As we can see, there are three main components - invocations of dev_net, ip_rcv_core, and NF_HOOK respectively. dev_net is not that interesting for us as it just returns a struct characterizing network namespace from a network device instance. However, the last two parts are more relevant to our investigation. ip_rcv_core’s main job is to verify the validity of the packet (by for example checking checksum of the IP header) and in case of successful processing, the updated socket buffer is passed to the netfilter hook (specifically NFHOOK’s NF_INET_PRE_ROUTING chain in our case). As the netfilter hook needs to be able to make decisions based on IP headers, I thought that it would be best to trace the return value of ip_rcv_core. That way, we will get access to the fully updated socket buffer and will be able to obtain relevant IP header information. The reason why I haven’t chosen to just hook a kprobe for ip_rcv is exactly that the socket buffer will undergo some updates in the ip_rcv_core, so I didn’t feel like the socket buffer is fully processed at the entry to the ip_rcv. Tracing just ip_rcv with kretprobe is also problematic because ip_rcv returns an int and not a socket buffer, so we would need to save a pointer to the socket buffer in a BPF hashmap during an ip_rcv kprobe and fetch that pointer afterward in the kretprobe (based on the combination of process and thread ids). However, this approach is problematic as ip_rcv_core might create a new instance of socket buffer, so in kretprobe we could end up fetching an old socket buffer! Therefore, I decided to stick with tracing the return value of ip_rcv_core function. However, because I am not a kernel developer, there might be flaws in my logic, so if anyone has a correction there I would be glad to acommodate it.

So, let’s see how a simple kernel trace might look like:

#include <uapi/linux/ip.h>
#include <net/sock.h>
#include <bcc/proto.h>

BPF_PERF_OUTPUT(events);

struct trace_event_data {
    u32 saddr;
    u32 daddr;
    u8 protocol;
};

static inline struct iphdr *skb_to_iphdr(const struct sk_buff *skb)
{
    // unstable API. verify logic in ip_hdr() -> skb_network_header().
    return (struct iphdr *)(skb->head + skb->network_header);
}

int ip_rcv_core_exit(struct pt_regs *ctx) {
    const struct sk_buff *skb = (struct sk_buff *)PT_REGS_RC(ctx);
    if (skb == 0) {
        return 0;	// ip_rcv_core failed
    }

    const struct iphdr *iph = skb_to_iphdr(skb);

    if(iph->protocol == 0x01) {
        struct trace_event_data data = {};     
        data.saddr = iph->saddr;
        data.daddr = iph->daddr;
        data.protocol = iph->protocol;

        events.perf_submit(ctx, &data, sizeof(data));
    }  

    return 0;
}

As a first thing, we define a BPF output buffer that will be used to send events to the userspace. We then define a struct trace_event_data that will gather all the important information for the userspace program. Tracer routine just gets the return value of ip_rcv_core and in case it is a non-null socket buffer, it finds the IP header structure inside its data. We then just check if the protocol is 1 (ICMP) and if so, we push the event to the output buffer. Pretty simple, right?

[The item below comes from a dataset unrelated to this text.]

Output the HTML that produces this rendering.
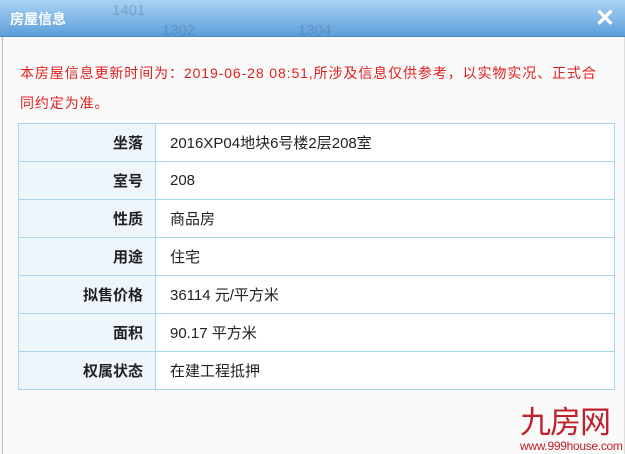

The core of the Python counterpart that will initialize this kretprobe and will parse the output buffer might look like this:

def log_event(cpu, data, size):
    event = b["events"].event(data)

    # Convert binary representations of source and destination IP addresses to their text representations
    src_address = inet_ntop(AF_INET, pack('I', event.saddr))
    dest_address = inet_ntop(AF_INET, pack('I', event.daddr)) 

    print(f'Source: {src_address}; Destination: {dest_address}; Protocol: {event.protocol}.')

if __name__ == '__main__':
    print("Running ip_rcv_core_tracer.c.")

    # Initialize the BPF program
    b = BPF(src_file="ip_rcv_core_tracer.c")

    # Attach ip_rcv_core_exit from ip_rcv_core_tracer.c as a kretprobe probe to the ip_rcv_core
    b.attach_kretprobe(event="ip_rcv_core", fn_name="ip_rcv_core_exit")

    print("Tracing ICMP messages ... Hit Ctrl-C to end")
    b["events"].open_perf_buffer(log_event)
    while True:
        try:
            b.perf_buffer_poll()
        except KeyboardInterrupt:
            print("Exiting.")
            exit()

So when I tried running this, the script failed with an error: “Failed to attach BPF to kprobe.” It seemed like this function name did not exist, so I checked kernel’s system map and found out that there was no ip_rcv_core! However, I saw that there was some ip_rcv_core.isra.20 present. After a quick google search, I found out that gcc compiler can mangle function names when doing optimizations (for an explanation see this 6, see also 7 for a discussion on bcc github issues page). So after replacing the argument to attach_kretprobe I was finally able to start the tracer and saw this output when I pinged the machine:

Source: 192.168.0.115; Destination: 192.168.0.10; Protocol: 1

Huraaay! As you can see, eBPF looks pretty powerful thanks to the amount of kernel code we are able to trace! And I even haven’t talked much about other application of eBPF, like tracing userspace programs, or network drivers! I am not surprised there is so much rush around it nowadays. There is a lot of room for different monitoring and security tooling that can be build on top of eBPF. However, as I was able to witness, writing eBPF programs can be pretty tied to the kernel implementation, which is not API-stable. Therefore, any non-trivial changes in the kernel implementations need to be always propagated to the eBPF programs, which might constitute a non-negligible maintenance cost. Also, it is almost impossible to create production-ready eBPF programs for a software engineer who doesn’t have extensive experience with targeted kernel modules. Therefore, I think there is a pretty significant barrier to the extensibility of eBPF programs for non-kernel developers.